Dalat, Vietnam is set in the highlands and blessed with year-round cool weather. As a result, many Vietnamese choose to spend their vacation time here, away from the heat and dust of the rest of the country. The number of Vietnamese visitors arriving in tour buses, armed with thick wooly coats and fluffy ear muffs, vastly outnumber the backpackers shivering in thin tank tops. For every one backpacker, there are 100 Vietnamese visitors.
The weather in Dalat usually hovers around 18 degrees Celsius (about 64 degrees Ffahrenheit), never going higher than 30 (86 degrees Fahrenheit).While winter gear is uncalled for (just a warm sweater would suffice for evenings), it is endearing to see the Vietnamese, used to a hot and humid climate, dressing up for the slight chill.
Things to Do in Dalat, Vietnam
The Art: Crazy House
Easily one of Dalat’s most famous spots, the ‘Crazy House’ is actually called the Hang Nga Guesthouse.
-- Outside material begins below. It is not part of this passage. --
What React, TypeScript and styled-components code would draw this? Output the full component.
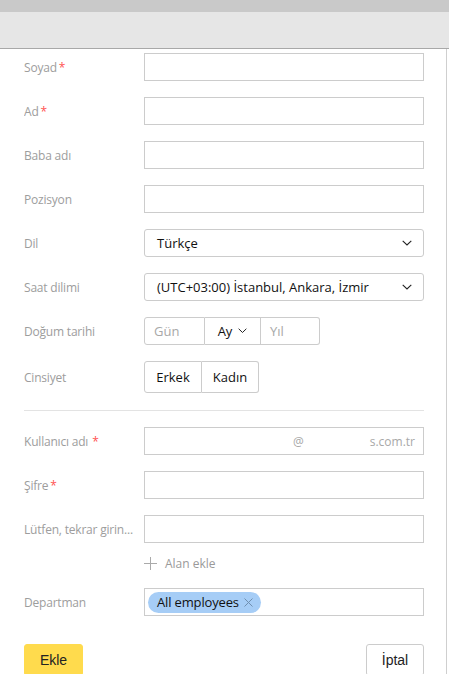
import React from 'react';
import styled, { createGlobalStyle } from 'styled-components';

const GlobalStyle = createGlobalStyle`
  html, body {
    margin: 0;
    padding: 0;
    background: #ffffff;
  }
  body {
    font-family: 'Open Sans', 'Noto Sans', sans-serif;
  }
`;

const Page = styled.div`
  width: 449px;
  height: 674px;
  overflow: hidden;
  background: #ffffff;
`;

const TopStrip = styled.div`
  height: 12px;
  background: #c9c9c9;
`;

const Header = styled.div`
  height: 36px;
  background: #e6e6e6;
  border-bottom: 1px solid #a8a8a8;
`;

const Body = styled.div`
  width: 447px;
  height: 625px;
  border-right: 1px solid #cfcfcf;
  box-sizing: border-box;
  padding: 4px 0 0 24px;
`;

const Form = styled.div`
  width: 400px;
  display: flex;
  flex-direction: column;
`;

const Row = styled.div<{ $gap?: number }>`
  display: grid;
  grid-template-columns: 120px 280px;
  align-items: center;
  margin-bottom: ${p => p.$gap ?? 16}px;
`;

const Label = styled.div`
  font-size: 12px;
  color: #9d9d9d;
  white-space: nowrap;
  overflow: hidden;
  letter-spacing: -0.2px;
`;

const Star = styled.span<{ $space?: boolean }>`
  color: #ff5252;
  margin-left: ${p => (p.$space ? '4px' : '2px')};
`;

const Input = styled.div`
  height: 28px;
  box-sizing: border-box;
  border: 1px solid #cccccc;
  background: #fff;
`;

const Select = styled.div`
  height: 28px;
  box-sizing: border-box;
  border: 1px solid #cccccc;
  border-radius: 3px;
  display: flex;
  align-items: center;
  justify-content: space-between;
  padding: 0 11px 0 12px;
  font-size: 13px;
  color: #111;
`;

const Chevron: React.FC<{ size?: number }> = ({ size = 10 }) => (
  <svg width={size} height={size * 0.6} viewBox="0 0 10 6" fill="none">
    <path d="M0.7 0.8 L5 5 L9.3 0.8" stroke="#222" strokeWidth="1.1" />
  </svg>
);

const Segmented = styled.div<{ $h: number }>`
  display: flex;
  height: ${p => p.$h}px;
`;

const Segment = styled.div<{ $w: number; $placeholder?: boolean; $first?: boolean; $last?: boolean }>`
  width: ${p => p.$w}px;
  box-sizing: border-box;
  border: 1px solid #cccccc;
  border-left-width: ${p => (p.$first ? 1 : 0)}px;
  border-radius: ${p => (p.$first ? '3px 0 0 3px' : p.$last ? '0 3px 3px 0' : '0')};
  display: flex;
  align-items: center;
  justify-content: ${p => (p.$placeholder ? 'flex-start' : 'center')};
  gap: 6px;
  padding-left: ${p => (p.$placeholder ? 9 : 0)}px;
  font-size: 13px;
  color: ${p => (p.$placeholder ? '#a8a8a8' : '#111')};
`;

const Divider = styled.div`
  height: 1px;
  background: #e3e3e3;
  margin: 1px 0 16px;
`;

const UserInput = styled(Input)`
  display: flex;
  align-items: center;
  justify-content: flex-end;
  padding-right: 8px;
  font-size: 12px;
  color: #a8a8a8;
`;

const AtSign = styled.span`
  margin-right: 66px;
`;

const AddField = styled.div`
  display: flex;
  align-items: center;
  gap: 8px;
  height: 17px;
  font-size: 12px;
  color: #9a9a9a;
`;

const TagBox = styled(Input)`
  display: flex;
  align-items: center;
  padding-left: 3px;
`;

const Tag = styled.div`
  height: 21px;
  border-radius: 11px;
  background: #a6cdf6;
  display: flex;
  align-items: center;
  padding: 0 8px 0 9px;
  gap: 5px;
  font-size: 13px;
  letter-spacing: -0.15px;
  color: #111;
`;

const Footer = styled.div`
  width: 400px;
  display: flex;
  justify-content: space-between;
  margin-top: 28px;
`;

const Button = styled.button<{ $primary?: boolean }>`
  height: 32px;
  box-sizing: border-box;
  padding: 0;
  width: ${p => (p.$primary ? 59 : 58)}px;
  border-radius: 3px;
  border: 1px solid ${p => (p.$primary ? '#ffdb4d' : '#cccccc')};
  background: ${p => (p.$primary ? '#ffdb4d' : '#ffffff')};
  font-family: 'Liberation Sans', Arial, sans-serif;
  font-size: 14px;
  color: #222;
`;

export default function App() {
  return (
    <Page>
      <GlobalStyle />
      <TopStrip />
      <Header />
      <Body>
        <Form>
          <Row><Label>Soyad<Star>*</Star></Label><Input /></Row>
          <Row><Label>Ad<Star>*</Star></Label><Input /></Row>
          <Row><Label>Baba adı</Label><Input /></Row>
          <Row><Label>Pozisyon</Label><Input /></Row>
          <Row>
            <Label>Dil</Label>
            <Select>Türkçe<Chevron /></Select>
          </Row>
          <Row>
            <Label>Saat dilimi</Label>
            <Select>(UTC+03:00) İstanbul, Ankara, İzmir<Chevron /></Select>
          </Row>
          <Row>
            <Label>Doğum tarihi</Label>
            <Segmented $h={28}>
              <Segment $w={61} $first $placeholder>Gün</Segment>
              <Segment $w={56}>Ay<Chevron size={9} /></Segment>
              <Segment $w={59} $last $placeholder>Yıl</Segment>
            </Segmented>
          </Row>
          <Row>
            <Label>Cinsiyet</Label>
            <Segmented $h={32}>
              <Segment $w={58} $first>Erkek</Segment>
              <Segment $w={57} $last>Kadın</Segment>
            </Segmented>
          </Row>
          <Divider />
          <Row>
            <Label>Kullanıcı adı<Star $space>*</Star></Label>
            <UserInput><AtSign>@</AtSign>s.com.tr</UserInput>
          </Row>
          <Row><Label>Şifre<Star>*</Star></Label><Input /></Row>
          <Row $gap={12}><Label>Lütfen, tekrar girin...</Label><Input /></Row>
          <Row $gap={16}>
            <span />
            <AddField>
              <svg width="13" height="13" viewBox="0 0 13 13">
                <path d="M6.5 0 V13 M0 6.5 H13" stroke="#aaa" strokeWidth="1" />
              </svg>
              Alan ekle
            </AddField>
          </Row>
          <Row $gap={0}>
            <Label>Departman</Label>
            <TagBox>
              <Tag>
                All employees
                <svg width="9" height="9" viewBox="0 0 9 9">
                  <path d="M0.5 0.5 L8.5 8.5 M8.5 0.5 L0.5 8.5" stroke="#6f8fb0" strokeWidth="1" />
                </svg>
              </Tag>
            </TagBox>
          </Row>
        </Form>
        <Footer>
          <Button $primary>Ekle</Button>
          <Button>İptal</Button>
        </Footer>
      </Body>
    </Page>
  );
}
The Gaudi-inspired architectural marvel lends an air of surrealism and whimsy to the town. It looks like it belongs in a Dali or Magritte painting. No wonder the nickname is ‘Crazy House’. There are themed rooms inside featuring tigers, kangaroos and eagles, but even getting from one point to another is an adventure. Imagine curvy bridges, tiny tunnels and steps that lead you on a roundabout.
It is also open as a guesthouse, so thrill-seekers can spend a night or more here. The architect, Dang Viet Na, had to rely on private funding from her friends and family early on, as the local authorities frowned the project. The guesthouse option was to raise more money for the continual construction of the house. After the ‘Crazy House’ started drawing in tourists, the local authorities finally gave her their support.
The History: Bao Dai Summer Palace
While the palace is bare and run-down by European standards, one can spot vestiges of luxury set in a different time and place if one looks carefully. Silken yellow sheets, a long dining hall and balconies overlooking the gardens below are part of a lifestyle only the royals have a chance to live in Vietnam.
Visitors can also explore the grounds. Having an ice cream cone in the cool weather is more fun than it sounds. There are also ponies and their handlers at certain parts of the garden. While one can pay for a pony-pulled carriage, discerning travelers will opt not to — the conditions of the creatures (ribs showing, open wounds) make most people feel sympathy instead of excitement.
There are many kitschy photo spots around, and while one would expect visitors to roll their eyes, the Vietnamese love taking posed photographs.
The Agriculture: Coffee Farm
The cool highland climate makes Dalat an ideal spot for coffee bean farming. Visit the plantations and check out the civet cats which help produce the infamous civet cat coffee. Unfortunately, the conditions they are in are not ideal — small cages with barely enough space for a few paces each way — so keep that in mind if you are considering try the civet cat coffee.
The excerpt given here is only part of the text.